Ketika Minke harus memilih antara menjadi jurnalis yang menyuarakan kebenaran atau menjadi siswa HBS yang “baik-baik” dan patuh, kita melihat dilema yang masih relevan hari ini. Ketika Nyai Ontosoroh berjuang melawan sistem yang menyudutkan posisinya sebagai perempuan pribumi yang tidak "resmi" di mata hukum kolonial, kita teringat akan perjuangan banyak perempuan hari ini yang masih mencari ruang untuk diakui secara utuh. Itulah kekuatan Bumi Manusia: ia hidup di setiap zaman.
4. Cinta dalam Jerat Penjajahan
Cinta antara Minke dan Annelies bukanlah kisah asmara biasa. Ia tumbuh dalam tanah kolonialisme yang kering dan penuh duri. Annelies yang lembut dan rapuh, menjadi korban dari sistem yang menolak mengakui hak ibunya, dan akhirnya dipisahkan paksa dari Minke. Cinta mereka menjadi perlawanan kecil terhadap struktur besar yang tak memberi ruang pada perasaan sejati manusia.

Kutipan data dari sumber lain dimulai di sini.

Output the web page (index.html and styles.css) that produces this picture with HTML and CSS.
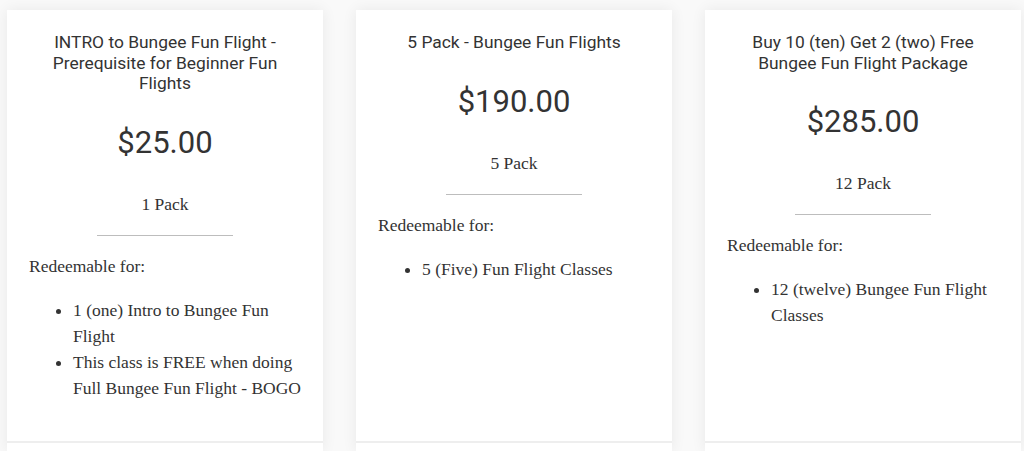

Namun cinta mereka juga menjadi luka. Ketika Annelies harus meninggalkan Hindia karena hukum waris Belanda, kita menyaksikan bagaimana cinta bisa direnggut oleh kekuasaan. Di sinilah Pramoedya menyampaikan bahwa cinta tanpa keadilan akan selalu kehilangan tempat. Bahwa dalam dunia yang belum merdeka, bahkan cinta pun harus berjuang.
5. Perempuan, Hukum, dan Perlawanan
Nyai Ontosoroh berdiri sebagai simbol perlawanan paling tajam dalam novel ini. Meski "nyai" sering diasosiasikan dengan posisi rendah dalam struktur sosial kolonial, Nyai Ontosoroh justru tampil tegar, berpendidikan, dan penuh harga diri. Ia mengelola perusahaan, mendidik anaknya, dan menolak tunduk meski hukum tidak berpihak padanya. Ia bukan sekadar tokoh, tapi representasi suara perempuan yang ditindas sistem.

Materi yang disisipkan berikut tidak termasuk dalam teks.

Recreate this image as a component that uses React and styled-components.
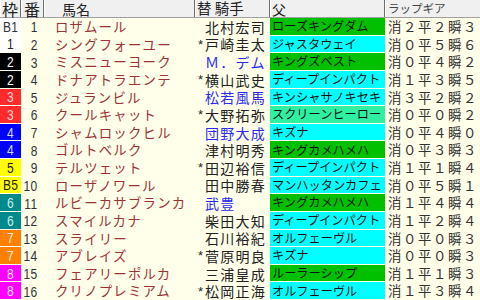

Ketika pengadilan memutuskan Annelies harus diserahkan ke keluarga sah ayah Belandanya, Nyai Ontosoroh tak bisa berbuat apa-apa meski ia membesarkan Annelies dengan sepenuh hati. Kegagalan itu bukan kekalahan moral, tapi kemenangan dalam perjuangan martabat. Ia menunjukkan bahwa keberanian perempuan tidak selalu harus menang secara hukum, tapi cukup dengan tidak tunduk secara batin.
6. Relevansi Karya dengan Realitas Kehidupan Saat Ini
Bumi Manusia mungkin berlatar awal abad ke-20, tapi gema nilainya tetap terasa hingga kini. Kita masih melihat ketimpangan hukum, ketidakadilan kelas, dan sistem pendidikan yang kerap lebih berpihak pada mereka yang punya akses. Minke yang kesepian di tengah modernitas, dan Nyai Ontosoroh yang melawan sistem demi hak asuh anak, mencerminkan wajah masyarakat hari ini yang masih berjuang melawan berbagai bentuk ketidakadilan.
Banyak anak muda seperti Minke hari ini juga terombang-ambing antara nilai lokal dan global, antara idealisme dan realita. Dan banyak perempuan seperti Nyai Ontosoroh yang terus berjuang mendapatkan pengakuan, bukan hanya dari masyarakat tapi juga dari sistem hukum dan kebijakan negara. Inilah yang membuat Bumi Manusia tetap aktual: ia berbicara tentang kita, hari ini.